LITTLE ROCK – Hundreds of paid workers have been gathering signatures for initiative campaigns around Arkansas as they try to meet this week’s deadline to submit petitions to get their proposals on the November ballot, according to documents filed with the secretary of state’s office.
Five campaigns have reported using paid workers for their petition drives under a 2013 law requiring them to file lists of paid canvassers. The largest number of canvassers was reported by Health Care Access for Arkansans, which listed 290 workers gathering signatures for its proposed constitutional amendment to limit damages in lawsuits against health care providers. Meanwhile, one of two ballot measures to legalize medical marijuana and an effort to allow casinos in three Arkansas counties each registered about 260 paid canvassers.
Friday is the deadline to file signatures for proposed ballot measures. Amendments need at least 84,859 signatures from registered voters, while initiated acts need at least 67,887 signatures.
David Couch, who is leading Arkansans United for Medical Marijuana, said his group needed paid canvassers to reach more parts of the state since many private businesses around Arkansas won’t allow gatherers on their property.
“The lack of places to gather signatures makes it much more difficult,” Couch said. “You have to have more people to hit more and more smaller locations.”
More: Read more about Couch’s efforts to change Arkansas’ laws.
The canvasser lists for Couch’s group and Arkansas Wins in 2016, which has proposed an amendment legalizing casinos in three counties, are nearly identical, since both groups are using Georgia-based National Ballot Access for their canvassers.
The campaigns said the lists don’t necessarily represent the number of paid workers who are actively gathering signatures for their petitions, and said they’re also relying on volunteer gatherers. Couch said he currently has about 125 paid canvassers actively gathering signatures for his proposal.
A spokesman for Health Care Access for Arkansans said roughly half of the 290 paid canvassers it has registered with the state are actively gathering signatures. The group hired Colorado-based 3.0 LLC for its signature gathering effort.

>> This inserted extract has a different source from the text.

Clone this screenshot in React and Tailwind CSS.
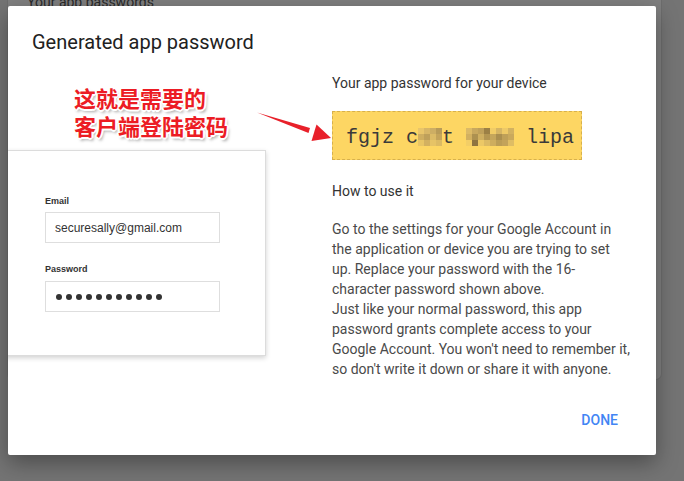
import React from "react"

const mosaic = {
  a: ["#e9c56a", "#d8b666", "#cfae60", "#bfa05a", "#e8c565", "#d3b160"],
  b: ["#cdae64", "#b89b58", "#dcbb66", "#c4a45b", "#e6c366", "#dcba63"],
  c: ["#dcba66", "#c8a85e", "#d2b060", "#ad9150", "#f3ce66", "#8f7440"],
  d: ["#bfa05a", "#9c8045", "#cfaf60", "#b49652", "#ecc866", "#dcba63"],
  e: ["#f1cc66", "#d6b563", "#c5a65b", "#ab8f4f", "#cead5e", "#bb9d56"],
  f: ["#eec966", "#d3b260", "#bfa058", "#caa95c", "#c3a35a", "#dfbd64"],
}

// "fgjz c??t ???? lipa" — the blurred characters are drawn as pixel blocks
const password = ["f", "g", "j", "z", " ", "c", "#a", "#b", "t", " ", "#c", "#d", "#e", "#f", " ", "l", "i", "p", "a"]

function Mosaic({ colors }) {
  return (
    <span className="grid grid-cols-2 w-[12px] h-[18px] mt-[2px]">
      {colors.map((c, i) => (
        <span key={i} className="block w-[6px] h-[6px]" style={{ backgroundColor: c }} />
      ))}
    </span>
  )
}

function LoginCard() {
  return (
    <div className="-ml-[4px] mt-[11px] w-[262px] h-[206px] bg-white border border-[#dcdcdc] shadow-[0_2px_5px_rgba(0,0,0,0.18)] pl-[40px] pt-[44px] font-['Liberation_Sans',Arial,sans-serif] text-[#333]">
      <div className="text-[9px] font-bold leading-[12px]">Email</div>
      <div className="mt-[5px] w-[175px] h-[31px] border border-[#dedede] flex items-center pl-[9px] text-[12px]">
        securesally@gmail.com
      </div>
      <div className="mt-[20px] text-[9px] font-bold leading-[12px]">Password</div>
      <div className="mt-[6px] w-[175px] h-[31px] border border-[#dedede] flex items-center pl-[10px] gap-[4px]">
        {Array.from({ length: 11 }).map((_, i) => (
          <span key={i} className="block w-[6px] h-[6px] rounded-full bg-[#333]" />
        ))}
      </div>
    </div>
  )
}

export default function App() {
  const redText =
    "[text-shadow:1px_1px_0_#fff,-1px_-1px_0_#fff,1px_-1px_0_#fff,-1px_1px_0_#fff,2px_0_0_#fff,-2px_0_0_#fff,0_2px_0_#fff,0_-2px_0_#fff,2px_3px_3px_rgba(0,0,0,0.35)]"

  return (
    <div className="relative w-[684px] h-[481px] overflow-hidden bg-[#747474] font-['Roboto',sans-serif]">
      {/* page under the overlay */}
      <div className="ml-[7px] -mt-[9px] w-[655px] h-[389px] bg-[#7f7f7f] border border-[#6d6d6d] rounded-b-[6px] pl-[19px] text-[14px] leading-[20px] text-[#2a2a2a]">
        Your app passwords
      </div>

      <div className="absolute left-[8px] top-[6px] w-[648px] h-[449px] bg-white rounded-[2px] shadow-[0_8px_22px_rgba(0,0,0,0.35)] overflow-hidden flex flex-col">
        <div className="pt-[22px] pl-[24px] text-[20px] leading-[28px] text-[#212121]">Generated app password</div>

        <div className="flex">
          <div className="w-[324px] shrink-0">
            <div
              className={`mt-[27px] pl-[66px] text-[22px] leading-[28px] font-bold text-[#ec1c24] font-['Noto_Sans_CJK_SC',sans-serif] ${redText}`}
            >
              <div>这就是需要的</div>
              <div>客户端登陆密码</div>
            </div>
            <LoginCard />
          </div>

          <div className="pt-[17px] text-[14px] leading-[20px]">
            <div className="text-[#333]">Your app password for your device</div>
            <div className="mt-[18px] w-[250px] h-[49px] bg-[#fdd663] border border-dashed border-[#d7b04c] flex items-center pl-[13px] font-['Liberation_Mono','Courier_New',monospace] text-[20px] text-[#3a3a3a]">
              {password.map((ch, i) =>
                ch.startsWith("#") ? (
                  <Mosaic key={i} colors={mosaic[ch.slice(1)]} />
                ) : (
                  <span key={i} className="w-[12px] text-center leading-[24px] mt-[4px]">
                    {ch === " " ? "\u00a0" : ch}
                  </span>
                )
              )}
            </div>
            <div className="mt-[21px] text-[#333]">How to use it</div>
            <div className="mt-[18px] text-[#4a4a4a] whitespace-nowrap">
              <div>Go to the settings for your Google Account in</div>
              <div>the application or device you are trying to set</div>
              <div>up. Replace your password with the 16-</div>
              <div>character password shown above.</div>
              <div>Just like your normal password, this app</div>
              <div>password grants complete access to your</div>
              <div>Google Account. You won't need to remember it,</div>
              <div>so don't write it down or share it with anyone.</div>
            </div>
          </div>
        </div>

        <div className="mt-auto flex justify-end pr-[30px] pb-[17px]">
          <button className="h-[36px] px-2 text-[14px] font-medium text-[#4285f4] uppercase">Done</button>
        </div>

        <svg className="absolute left-[246px] top-[102px]" width="80" height="36" viewBox="246 102 80 36">
          <path d="M249 106.5 L302 122 L300.5 127 Z" fill="#e8202a" />
          <path d="M323 132 L308.5 118.5 L303.5 135 Z" fill="#e8202a" />
        </svg>
      </div>
    </div>
  )
}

Previously: Arkansas Business reported in February about all the initiatives aiming to gather signatures for the November ballot.
Arkansas Wins, the pro-casino group, said it’s relying on paid canvassers primarily because of the short time frame it had for circulating petitions. The wording of the proposed constitutional amendment was approved June 1, giving the group a little over a month to gather signatures.
“For us the need to ramp up as large a canvassing effort as possible was the greatest,” said Robert Coon, a spokesman for the casino campaign. Coon said roughly 200 of the paid canvassers it has registered with the state are actively gathering signatures.
Restore Term Limits, a group that has proposed an amendment imposing stricter term limits on state legislators, registered 189 paid canvassers with the state. The group last month reported paying Michigan-based Liberty Petition Projects LLC to manage its petition drive.
The canvasser registry is part of a 2013 law that was enacted in response to fraudulent signatures submitted by ballot measures in the 2012 election. The restrictions were blocked during the 2014 election because of a legal challenge, but the state Supreme Court last year upheld most of the canvassing law. In addition to registering canvassers with the state, campaigns also have to ensure that they pass a criminal background check.
Democratic Sen. Keith Ingram, who was the lead sponsor of the 2013 law, said the registry and other restrictions were needed to give the state more oversight over paid canvassers and to prevent them from knowingly submitting false signatures.
“I think there is a vast difference between paid canvassers that are incentivized by the signature versus free volunteers that are community based,” Ingram said.
Not all of the campaigns vying for a spot on the ballot are relying primarily on paid workers to circulate their petitions. Arkansans for Compassionate Care, which last month submitted more than 117,000 signatures for its proposed initiated act, only registered 22 paid canvassers with the state. Melissa Fults, the group’s campaign director, said most of the paid canvassers were initially volunteers who had quit or taken leaves of absence from their jobs to circulate petitions. The secretary of state’s office is reviewing the marijuana group’s petitions, and it could get another 30 days to circulate petitions if at least 75 percent of its signatures are valid.
“Why pay somebody when to me it’s more important for someone to have the passion and care about an initiative enough to stand out in the hot and the cold?” Fults said.